The film lives up to its title. 'Cheeni' is indeed 'kum' in this movie because just when you thought that the sugar coated proceedings would actually make you turn diabetic, director Balki suddenly decides to eliminate the dish with all the sugar and makes it taste so 'feeka' that you tend to relish only the first few helpings (read first half) than the dessert (the last 30 minutes).
In nutshell, this dish is to enjoyed more for it's main course than the dessert.
Now let's come to the bright side of the film. First half of the film rocks in a major way as there is not a moment when the smile goes away from your face. Whether it is Amitabh Bachchan's conversations with his team of cooks or the sweet moments with his regular visitor [Tabu], everything moves on like a cool breeze.
Each and ever sequence that has the two actors in a single frame creates fireworks as Tabu confidently takes on Big B in his own game. It is great to see Tabu showing her lighter side after being used to watching her in heavy-duty emotional roles.
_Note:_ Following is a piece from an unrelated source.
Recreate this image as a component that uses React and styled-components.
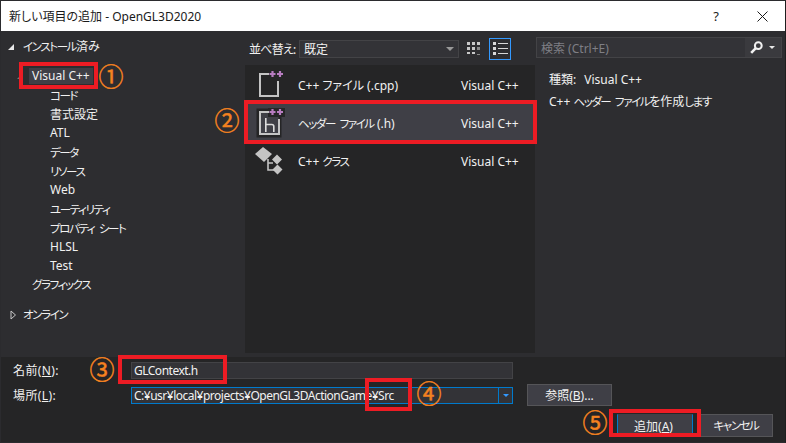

The two keep coming closer to each other with every passing meeting and never once does it seem that the writer had thrust romance on the two.
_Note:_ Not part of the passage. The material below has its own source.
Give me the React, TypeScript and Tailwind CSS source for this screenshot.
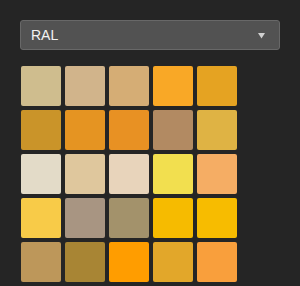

The realization of love between the two is also handled with utmost maturity making it clear that the romance here is between a man and a woman, not a boy and a girl. By the time the marriage question is popped, you are almost eager to enter the frame and make them say yes!
So far so good. This is the moment where one would have expected even further fireworks with the introduction of Tabu's dad [Paresh Rawal] who is expectedly not kicked about the entire idea. The initial sequences between Amitabh and Paresh bring on the chuckles but later repetitiveness sets in and the movie gets into a different track altogether i.e. drama. The 'satyagraha' angle further makes you go 'yawn' as one starts missing those sweet-n-sour moments which were the hallmark of the first half.
Thankfully two delightful supporting actors ensure that there are some redeeming moments. They are Bachchan's mother [Zohra Sehgal] and his best friend named Sexy [Swini Khara], a 6 year old girl, who are the two people closest to his heart and life. While Zohra Sehgal is simply irresistible every time she appears on a frame (watch out for her as she reprimands Bachchan for not visiting gym regularly), Swini redefines the meaning of best friends. It is unlike the so-sweet-so-cute kind of potrayel that Bollywood has traditionally been known for when it comes to kids. Extremely lovable and intelligent, Swini's character is a case of apt writing.
Both Bachchan and Tabu are superb throughout the film and demonstrate varying range of emotions as required. In one of the romantic sequences between the two, one can actually sense the Bachchan of SILSILA as his eyes do all the talking with his beloved. Not to be missed! Tabu plays an urban woman to perfection as she challenges her to-be-husband for her 'stamina' when it comes to doing better things in life at this age!
From both music and editing perspective, there is a clear distinction between the first and the second half. While music is extremely likeable as the songs play in the background throughout the first half of the narrative, in the second half it is hardly effective. Ditto for editing since the scenes continue to drag on and on in the second half. Ideally the film could have been cut short by at least 30 minutes.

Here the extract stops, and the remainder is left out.